Leave out the pictures and copy everything else below exactly.
━━ Given data ━━
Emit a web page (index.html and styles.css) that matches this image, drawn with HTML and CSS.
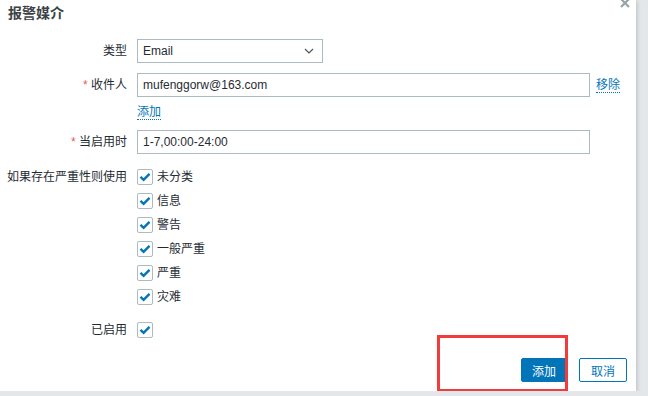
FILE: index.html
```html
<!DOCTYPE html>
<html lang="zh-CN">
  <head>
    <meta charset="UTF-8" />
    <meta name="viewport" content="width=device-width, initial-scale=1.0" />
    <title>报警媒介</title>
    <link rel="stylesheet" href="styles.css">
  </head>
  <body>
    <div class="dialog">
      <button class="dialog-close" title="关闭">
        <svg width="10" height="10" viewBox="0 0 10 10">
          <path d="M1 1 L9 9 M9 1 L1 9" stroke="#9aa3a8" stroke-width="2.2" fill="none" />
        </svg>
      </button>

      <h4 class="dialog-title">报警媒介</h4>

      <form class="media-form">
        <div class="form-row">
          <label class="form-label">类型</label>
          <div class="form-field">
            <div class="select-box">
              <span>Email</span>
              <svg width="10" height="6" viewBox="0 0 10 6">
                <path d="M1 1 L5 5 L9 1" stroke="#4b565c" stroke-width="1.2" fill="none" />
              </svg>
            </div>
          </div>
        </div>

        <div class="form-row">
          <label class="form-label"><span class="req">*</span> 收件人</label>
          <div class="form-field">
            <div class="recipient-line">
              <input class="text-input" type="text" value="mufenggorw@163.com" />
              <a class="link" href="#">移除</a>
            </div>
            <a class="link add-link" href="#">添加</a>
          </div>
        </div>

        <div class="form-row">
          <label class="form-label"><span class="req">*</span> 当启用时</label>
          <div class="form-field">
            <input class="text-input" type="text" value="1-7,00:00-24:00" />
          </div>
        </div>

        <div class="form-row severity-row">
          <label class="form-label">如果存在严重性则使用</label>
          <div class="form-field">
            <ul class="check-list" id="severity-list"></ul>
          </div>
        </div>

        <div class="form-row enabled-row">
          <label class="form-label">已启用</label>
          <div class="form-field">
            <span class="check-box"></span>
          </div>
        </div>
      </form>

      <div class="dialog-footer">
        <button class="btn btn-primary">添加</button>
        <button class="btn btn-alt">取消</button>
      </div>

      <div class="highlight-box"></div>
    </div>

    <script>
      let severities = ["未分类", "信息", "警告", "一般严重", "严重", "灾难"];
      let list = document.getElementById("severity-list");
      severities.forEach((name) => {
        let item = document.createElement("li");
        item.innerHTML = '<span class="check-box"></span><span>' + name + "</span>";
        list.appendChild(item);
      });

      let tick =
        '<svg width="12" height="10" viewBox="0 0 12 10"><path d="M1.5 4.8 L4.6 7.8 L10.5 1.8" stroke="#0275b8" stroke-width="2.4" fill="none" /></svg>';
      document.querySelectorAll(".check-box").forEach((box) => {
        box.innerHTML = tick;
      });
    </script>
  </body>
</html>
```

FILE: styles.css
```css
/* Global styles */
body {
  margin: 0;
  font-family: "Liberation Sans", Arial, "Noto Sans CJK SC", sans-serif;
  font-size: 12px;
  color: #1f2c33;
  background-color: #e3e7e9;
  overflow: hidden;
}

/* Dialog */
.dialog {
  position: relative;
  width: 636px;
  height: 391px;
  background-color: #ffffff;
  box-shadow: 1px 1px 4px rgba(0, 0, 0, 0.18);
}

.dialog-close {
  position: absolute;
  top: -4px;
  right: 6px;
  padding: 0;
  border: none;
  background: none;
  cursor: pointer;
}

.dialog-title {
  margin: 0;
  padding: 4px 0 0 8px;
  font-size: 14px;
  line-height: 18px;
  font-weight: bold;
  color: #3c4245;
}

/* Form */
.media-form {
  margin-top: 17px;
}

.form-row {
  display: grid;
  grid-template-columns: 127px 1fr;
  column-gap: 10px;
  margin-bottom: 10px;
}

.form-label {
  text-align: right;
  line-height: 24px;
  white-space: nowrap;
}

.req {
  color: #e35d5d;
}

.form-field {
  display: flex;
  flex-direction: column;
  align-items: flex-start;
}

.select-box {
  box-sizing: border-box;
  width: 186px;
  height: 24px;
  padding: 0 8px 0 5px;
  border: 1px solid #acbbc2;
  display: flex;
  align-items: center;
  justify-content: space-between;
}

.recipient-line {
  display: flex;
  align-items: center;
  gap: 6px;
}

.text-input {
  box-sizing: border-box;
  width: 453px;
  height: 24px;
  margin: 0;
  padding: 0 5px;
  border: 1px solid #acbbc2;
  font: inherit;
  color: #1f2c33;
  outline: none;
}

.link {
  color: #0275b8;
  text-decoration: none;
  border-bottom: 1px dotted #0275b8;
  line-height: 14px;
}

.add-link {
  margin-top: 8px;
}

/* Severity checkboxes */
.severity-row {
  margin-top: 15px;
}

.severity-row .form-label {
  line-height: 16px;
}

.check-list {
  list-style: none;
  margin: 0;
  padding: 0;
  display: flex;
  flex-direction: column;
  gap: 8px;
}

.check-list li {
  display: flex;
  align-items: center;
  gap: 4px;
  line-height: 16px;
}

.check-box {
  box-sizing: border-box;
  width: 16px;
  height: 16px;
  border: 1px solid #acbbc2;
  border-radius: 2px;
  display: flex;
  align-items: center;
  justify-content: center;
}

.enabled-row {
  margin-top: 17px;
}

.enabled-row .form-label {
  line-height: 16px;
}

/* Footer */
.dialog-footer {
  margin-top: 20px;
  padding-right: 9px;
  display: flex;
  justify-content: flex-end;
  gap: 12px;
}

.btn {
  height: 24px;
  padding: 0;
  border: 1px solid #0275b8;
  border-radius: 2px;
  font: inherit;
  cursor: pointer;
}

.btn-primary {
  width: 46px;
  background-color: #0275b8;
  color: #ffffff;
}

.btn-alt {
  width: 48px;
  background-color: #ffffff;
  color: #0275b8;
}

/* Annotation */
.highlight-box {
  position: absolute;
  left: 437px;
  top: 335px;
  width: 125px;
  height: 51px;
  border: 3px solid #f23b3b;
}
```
━━━
# Reply to the exercise
Emit a web page (index.html and styles.css) that matches this image, drawn with HTML and CSS.
FILE: index.html
```html
<!DOCTYPE html>
<html lang="zh-CN">
  <head>
    <meta charset="UTF-8" />
    <meta name="viewport" content="width=device-width, initial-scale=1.0" />
    <title>报警媒介</title>
    <link rel="stylesheet" href="styles.css">
  </head>
  <body>
    <div class="dialog">
      <button class="dialog-close" title="关闭">
        <svg width="10" height="10" viewBox="0 0 10 10">
          <path d="M1 1 L9 9 M9 1 L1 9" stroke="#9aa3a8" stroke-width="2.2" fill="none" />
        </svg>
      </button>

      <h4 class="dialog-title">报警媒介</h4>

      <form class="media-form">
        <div class="form-row">
          <label class="form-label">类型</label>
          <div class="form-field">
            <div class="select-box">
              <span>Email</span>
              <svg width="10" height="6" viewBox="0 0 10 6">
                <path d="M1 1 L5 5 L9 1" stroke="#4b565c" stroke-width="1.2" fill="none" />
              </svg>
            </div>
          </div>
        </div>

        <div class="form-row">
          <label class="form-label"><span class="req">*</span> 收件人</label>
          <div class="form-field">
            <div class="recipient-line">
              <input class="text-input" type="text" value="mufenggorw@163.com" />
              <a class="link" href="#">移除</a>
            </div>
            <a class="link add-link" href="#">添加</a>
          </div>
        </div>

        <div class="form-row">
          <label class="form-label"><span class="req">*</span> 当启用时</label>
          <div class="form-field">
            <input class="text-input" type="text" value="1-7,00:00-24:00" />
          </div>
        </div>

        <div class="form-row severity-row">
          <label class="form-label">如果存在严重性则使用</label>
          <div class="form-field">
            <ul class="check-list" id="severity-list"></ul>
          </div>
        </div>

        <div class="form-row enabled-row">
          <label class="form-label">已启用</label>
          <div class="form-field">
            <span class="check-box"></span>
          </div>
        </div>
      </form>

      <div class="dialog-footer">
        <button class="btn btn-primary">添加</button>
        <button class="btn btn-alt">取消</button>
      </div>

      <div class="highlight-box"></div>
    </div>

    <script>
      let severities = ["未分类", "信息", "警告", "一般严重", "严重", "灾难"];
      let list = document.getElementById("severity-list");
      severities.forEach((name) => {
        let item = document.createElement("li");
        item.innerHTML = '<span class="check-box"></span><span>' + name + "</span>";
        list.appendChild(item);
      });

      let tick =
        '<svg width="12" height="10" viewBox="0 0 12 10"><path d="M1.5 4.8 L4.6 7.8 L10.5 1.8" stroke="#0275b8" stroke-width="2.4" fill="none" /></svg>';
      document.querySelectorAll(".check-box").forEach((box) => {
        box.innerHTML = tick;
      });
    </script>
  </body>
</html>
```

FILE: styles.css
```css
/* Global styles */
body {
  margin: 0;
  font-family: "Liberation Sans", Arial, "Noto Sans CJK SC", sans-serif;
  font-size: 12px;
  color: #1f2c33;
  background-color: #e3e7e9;
  overflow: hidden;
}

/* Dialog */
.dialog {
  position: relative;
  width: 636px;
  height: 391px;
  background-color: #ffffff;
  box-shadow: 1px 1px 4px rgba(0, 0, 0, 0.18);
}

.dialog-close {
  position: absolute;
  top: -4px;
  right: 6px;
  padding: 0;
  border: none;
  background: none;
  cursor: pointer;
}

.dialog-title {
  margin: 0;
  padding: 4px 0 0 8px;
  font-size: 14px;
  line-height: 18px;
  font-weight: bold;
  color: #3c4245;
}

/* Form */
.media-form {
  margin-top: 17px;
}

.form-row {
  display: grid;
  grid-template-columns: 127px 1fr;
  column-gap: 10px;
  margin-bottom: 10px;
}

.form-label {
  text-align: right;
  line-height: 24px;
  white-space: nowrap;
}

.req {
  color: #e35d5d;
}

.form-field {
  display: flex;
  flex-direction: column;
  align-items: flex-start;
}

.select-box {
  box-sizing: border-box;
  width: 186px;
  height: 24px;
  padding: 0 8px 0 5px;
  border: 1px solid #acbbc2;
  display: flex;
  align-items: center;
  justify-content: space-between;
}

.recipient-line {
  display: flex;
  align-items: center;
  gap: 6px;
}

.text-input {
  box-sizing: border-box;
  width: 453px;
  height: 24px;
  margin: 0;
  padding: 0 5px;
  border: 1px solid #acbbc2;
  font: inherit;
  color: #1f2c33;
  outline: none;
}

.link {
  color: #0275b8;
  text-decoration: none;
  border-bottom: 1px dotted #0275b8;
  line-height: 14px;
}

.add-link {
  margin-top: 8px;
}

/* Severity checkboxes */
.severity-row {
  margin-top: 15px;
}

.severity-row .form-label {
  line-height: 16px;
}

.check-list {
  list-style: none;
  margin: 0;
  padding: 0;
  display: flex;
  flex-direction: column;
  gap: 8px;
}

.check-list li {
  display: flex;
  align-items: center;
  gap: 4px;
  line-height: 16px;
}

.check-box {
  box-sizing: border-box;
  width: 16px;
  height: 16px;
  border: 1px solid #acbbc2;
  border-radius: 2px;
  display: flex;
  align-items: center;
  justify-content: center;
}

.enabled-row {
  margin-top: 17px;
}

.enabled-row .form-label {
  line-height: 16px;
}

/* Footer */
.dialog-footer {
  margin-top: 20px;
  padding-right: 9px;
  display: flex;
  justify-content: flex-end;
  gap: 12px;
}

.btn {
  height: 24px;
  padding: 0;
  border: 1px solid #0275b8;
  border-radius: 2px;
  font: inherit;
  cursor: pointer;
}

.btn-primary {
  width: 46px;
  background-color: #0275b8;
  color: #ffffff;
}

.btn-alt {
  width: 48px;
  background-color: #ffffff;
  color: #0275b8;
}

/* Annotation */
.highlight-box {
  position: absolute;
  left: 437px;
  top: 335px;
  width: 125px;
  height: 51px;
  border: 3px solid #f23b3b;
}
```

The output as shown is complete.